* [Task] Output the full listing below exactly as it reads, and skip anything that is a picture.

* [Material]
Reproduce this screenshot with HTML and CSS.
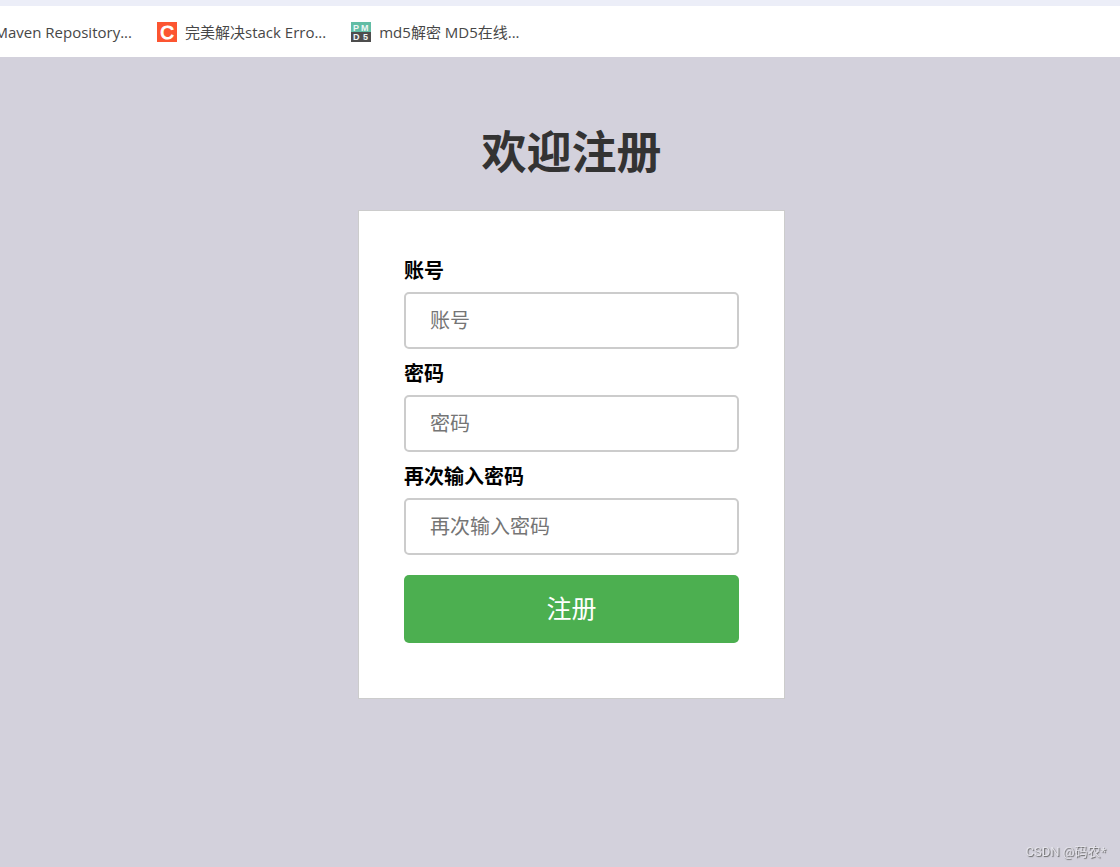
FILE: index.html
```html
<!DOCTYPE html>
<html lang="zh-CN">
<head>
<meta charset="utf-8">
<title>欢迎注册</title>
<link rel="stylesheet" href="styles.css">
</head>
<body>
<nav class="bookmarks">
  <a class="bookmark bookmark-cut" href="#"><span>Maven Repository...</span></a>
  <a class="bookmark" href="#">
    <svg class="favicon" viewBox="0 0 20 20" aria-hidden="true">
      <rect width="20" height="20" fill="#fc5531"/>
      <text class="icon-c" x="10" y="17" text-anchor="middle">C</text>
    </svg>
    <span>完美解决stack Erro...</span>
  </a>
  <a class="bookmark" href="#">
    <svg class="favicon" viewBox="0 0 20 20" aria-hidden="true">
      <rect width="20" height="10" fill="#62bda5"/>
      <rect y="10" width="20" height="10" fill="#4d4d4d"/>
      <text class="icon-md" x="2" y="9">P</text>
      <text class="icon-md" x="10" y="9">M</text>
      <text class="icon-md" x="2" y="18">D</text>
      <text class="icon-md" x="12" y="18">5</text>
    </svg>
    <span>md5解密 MD5在线...</span>
  </a>
</nav>
<main class="page">
  <h1 class="title">欢迎注册</h1>
  <form class="card">
    <label class="label" for="account">账号</label>
    <input class="input" id="account" type="text" placeholder="账号">
    <label class="label" for="password">密码</label>
    <input class="input" id="password" type="password" placeholder="密码">
    <label class="label" for="confirm">再次输入密码</label>
    <input class="input" id="confirm" type="password" placeholder="再次输入密码">
    <button class="submit" type="submit">注册</button>
  </form>
</main>
<div class="watermark">CSDN @码农*</div>
</body>
</html>
```

FILE: styles.css
```css
* {
  box-sizing: border-box;
}

body {
  margin: 0;
  min-height: 100vh;
  background: #d3d1dc;
  font-family: "Open Sans", "Noto Sans CJK SC", sans-serif;
}

.bookmarks {
  display: flex;
  align-items: center;
  gap: 25px;
  height: 57px;
  border-top: 6px solid #eceef8;
  background: #fff;
  overflow: hidden;
}

.bookmark {
  display: flex;
  align-items: center;
  gap: 8px;
  color: #474747;
  font-size: 15px;
  line-height: 20px;
  text-decoration: none;
  white-space: nowrap;
}

.bookmark-cut {
  width: 132px;
  justify-content: flex-end;
}

.favicon {
  width: 20px;
  height: 20px;
  overflow: visible;
}

.icon-c {
  fill: #fff;
  stroke: #fff;
  font: 19px "Liberation Sans", sans-serif;
}

.icon-md {
  fill: #f0f6f5;
  font: bold 9px "Liberation Sans", sans-serif;
}

.page {
  display: flex;
  flex-direction: column;
  align-items: center;
  padding: 65px 0 65px 23px;
}

.title {
  margin: 0 0 28px;
  color: #333;
  font-size: 45px;
  line-height: 60px;
}

.card {
  display: flex;
  flex-direction: column;
  width: 100%;
  max-width: 427px;
  padding: 45px;
  border: 1px solid #ccc;
  background: #fff;
}

.label {
  margin-bottom: 6px;
  color: #000;
  font-size: 20px;
  font-weight: bold;
  line-height: 30px;
}

.input {
  width: 100%;
  height: 57px;
  margin: 0 0 10px;
  padding: 0 24px;
  border: 2px solid #ccc;
  border-radius: 5px;
  background: #fff;
  font-family: inherit;
  font-size: 20px;
}

.input::placeholder {
  color: #757575;
}

.submit {
  height: 68px;
  margin: 10px 0;
  padding: 0 0 4px;
  border: 0;
  border-radius: 5px;
  background: #4caf50;
  color: #fff;
  font-family: inherit;
  font-size: 25px;
}

.watermark {
  position: fixed;
  right: 14px;
  bottom: 6px;
  color: #e4e3ea;
  font-family: Roboto, "Noto Sans CJK SC", sans-serif;
  font-size: 13px;
  line-height: 18px;
  text-shadow: 1px 1px 1px #666;
}
```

* [The solution]
Reproduce this screenshot with HTML and CSS.
FILE: index.html
```html
<!DOCTYPE html>
<html lang="zh-CN">
<head>
<meta charset="utf-8">
<title>欢迎注册</title>
<link rel="stylesheet" href="styles.css">
</head>
<body>
<nav class="bookmarks">
  <a class="bookmark bookmark-cut" href="#"><span>Maven Repository...</span></a>
  <a class="bookmark" href="#">
    <svg class="favicon" viewBox="0 0 20 20" aria-hidden="true">
      <rect width="20" height="20" fill="#fc5531"/>
      <text class="icon-c" x="10" y="17" text-anchor="middle">C</text>
    </svg>
    <span>完美解决stack Erro...</span>
  </a>
  <a class="bookmark" href="#">
    <svg class="favicon" viewBox="0 0 20 20" aria-hidden="true">
      <rect width="20" height="10" fill="#62bda5"/>
      <rect y="10" width="20" height="10" fill="#4d4d4d"/>
      <text class="icon-md" x="2" y="9">P</text>
      <text class="icon-md" x="10" y="9">M</text>
      <text class="icon-md" x="2" y="18">D</text>
      <text class="icon-md" x="12" y="18">5</text>
    </svg>
    <span>md5解密 MD5在线...</span>
  </a>
</nav>
<main class="page">
  <h1 class="title">欢迎注册</h1>
  <form class="card">
    <label class="label" for="account">账号</label>
    <input class="input" id="account" type="text" placeholder="账号">
    <label class="label" for="password">密码</label>
    <input class="input" id="password" type="password" placeholder="密码">
    <label class="label" for="confirm">再次输入密码</label>
    <input class="input" id="confirm" type="password" placeholder="再次输入密码">
    <button class="submit" type="submit">注册</button>
  </form>
</main>
<div class="watermark">CSDN @码农*</div>
</body>
</html>
```

FILE: styles.css
```css
* {
  box-sizing: border-box;
}

body {
  margin: 0;
  min-height: 100vh;
  background: #d3d1dc;
  font-family: "Open Sans", "Noto Sans CJK SC", sans-serif;
}

.bookmarks {
  display: flex;
  align-items: center;
  gap: 25px;
  height: 57px;
  border-top: 6px solid #eceef8;
  background: #fff;
  overflow: hidden;
}

.bookmark {
  display: flex;
  align-items: center;
  gap: 8px;
  color: #474747;
  font-size: 15px;
  line-height: 20px;
  text-decoration: none;
  white-space: nowrap;
}

.bookmark-cut {
  width: 132px;
  justify-content: flex-end;
}

.favicon {
  width: 20px;
  height: 20px;
  overflow: visible;
}

.icon-c {
  fill: #fff;
  stroke: #fff;
  font: 19px "Liberation Sans", sans-serif;
}

.icon-md {
  fill: #f0f6f5;
  font: bold 9px "Liberation Sans", sans-serif;
}

.page {
  display: flex;
  flex-direction: column;
  align-items: center;
  padding: 65px 0 65px 23px;
}

.title {
  margin: 0 0 28px;
  color: #333;
  font-size: 45px;
  line-height: 60px;
}

.card {
  display: flex;
  flex-direction: column;
  width: 100%;
  max-width: 427px;
  padding: 45px;
  border: 1px solid #ccc;
  background: #fff;
}

.label {
  margin-bottom: 6px;
  color: #000;
  font-size: 20px;
  font-weight: bold;
  line-height: 30px;
}

.input {
  width: 100%;
  height: 57px;
  margin: 0 0 10px;
  padding: 0 24px;
  border: 2px solid #ccc;
  border-radius: 5px;
  background: #fff;
  font-family: inherit;
  font-size: 20px;
}

.input::placeholder {
  color: #757575;
}

.submit {
  height: 68px;
  margin: 10px 0;
  padding: 0 0 4px;
  border: 0;
  border-radius: 5px;
  background: #4caf50;
  color: #fff;
  font-family: inherit;
  font-size: 25px;
}

.watermark {
  position: fixed;
  right: 14px;
  bottom: 6px;
  color: #e4e3ea;
  font-family: Roboto, "Noto Sans CJK SC", sans-serif;
  font-size: 13px;
  line-height: 18px;
  text-shadow: 1px 1px 1px #666;
}
```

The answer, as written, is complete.